In my first Moot Court Case at Law School, the Professor made us Switch Sides the day before the trial to make us focus on the other side's arguments. Looking at my case from the Defendant's point of view, I realize that my case was Very Difficult to Win for the following reasons:
1) I crashed my bike all by myself through improper braking technique, probably by locking the front wheel and not releasing it soon enough.
2) My Age is a factor here. I might have had a Lot of Good Training, but apparently I was not able to apply that training in an Emergency.
3) I fell down quickly and didn't see anything the Defendant did beyond his initial entry into the intersection. Things would have been different had I stayed upright longer, had seen where D ended up, noted color and make of his car, etc. Also Different if I had crashed swerving to avoid D. As Mike said in his Closing Statement, at the point I lost contact with D, for all I know, he could have been turning right into the #2 or #3 lane -- I didn't know, before I fell down, that he was trying to cross all the lanes to make a left turn.
4) Non-impact cases are Hard to Prove, as the jury sees that I crashed my bike, D didn't hit me or my bike, and, in this case, by All the evidence, didn't enter my lane. The Jury thinks if I had just braked properly, no harm, no foul. Which is True! Why should D pay for My crashing My bike when D clearly stopped in time?!
5) Therefore, we should Not have been so Optimistic and I should have taken the $30K offered by D to settle. I think we both got a little greedy... (Of course, this is Easy to Conclude, given the result. The Jury clearly Didn't Get It. We won two votes. The case would have Probably been won with a better jury, and I realize that. This case was probably Lost at Voir Dire, through no fault of our own in the selection process. I Never felt Connected to the Jury, and I don't think you did, either!)
At the trial, in retrospect, you might have done things a bit differently (but I'm not a trial lawyer: What do I Know?!):
1) Deal More Directly with the Problem of My Crashing My Bike, which seemed to me to be an Elephant in the Room, with us consistently saying that I did Nothing Wrong. Admit I lost control by braking improperly, but stress that it was an Emergency and Perfection is Not Required. I did the Best I Could in a Life-Threatening Situation. D's actions Caused me to apply my brakes in the first place. He clearly Didn't See Me as he entered the intersection.
2) Prove Emergency. D thought we would collide when he first saw me (perhaps this point was not stressed Enough at the trial). Distances, Speeds, where D ended up, No Crystal Ball, Reasonable (though Not Perfect) actions in Dire, Life-Threatening Emergency, etc.
3) In light of one of the juror's comments after trial, it might have been a Good Idea to make sure the Jury knew what the Burden of Proof in a Civil Case is!
I don't know if any of the above will help you in your next case or not, and I truly wonder whether tackling My Crashing My Bike head on is the best tactic.
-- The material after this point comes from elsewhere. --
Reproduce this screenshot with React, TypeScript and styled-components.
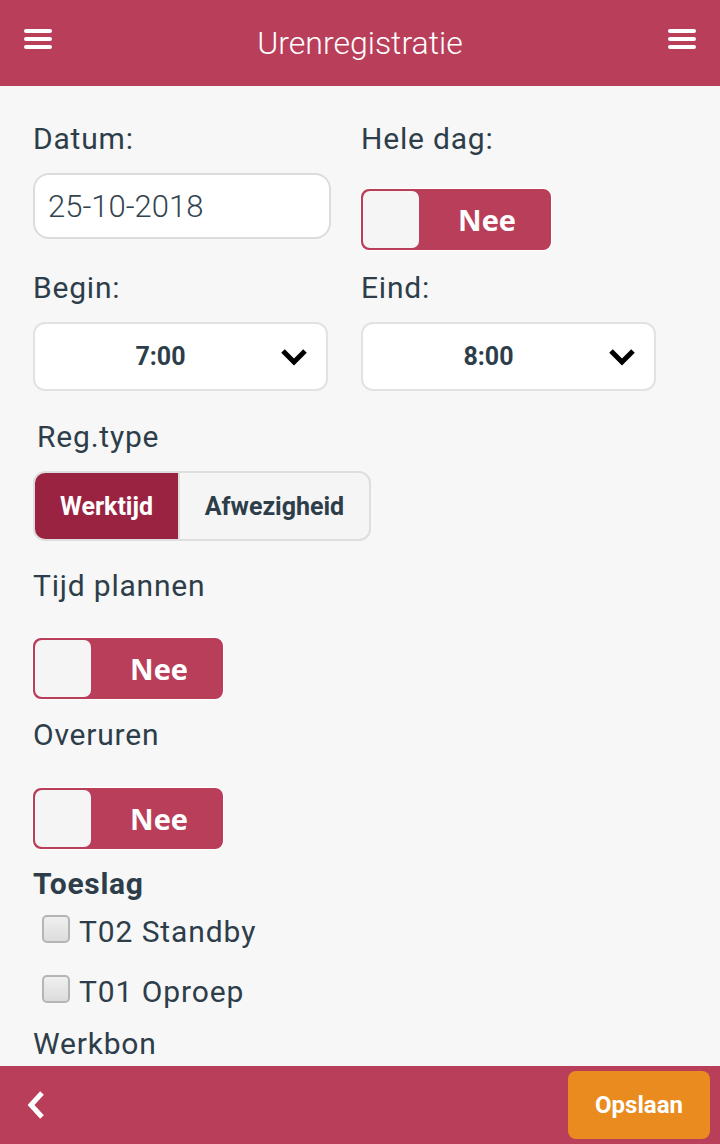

Clearly you didn't think so or you would have done it. But it always did Bother Me that we weren't addressing this issue, and I take the Blame for not bringing this issue up.
I was very impressed by your Passionate Commitment to my cause and your Excellent Preparation. You did Everything you could to win. With a Different Jury, we well might have won. We always Roll the Dice at a jury trial. But I Do think you might have been More Optimistic than the Facts of My Particular Case merited. On the other hand, it's your Job to be Optimistic, isn't it?
All I can Really Say, at the end of it, is THANK YOU for Representing Me So Spectacularly!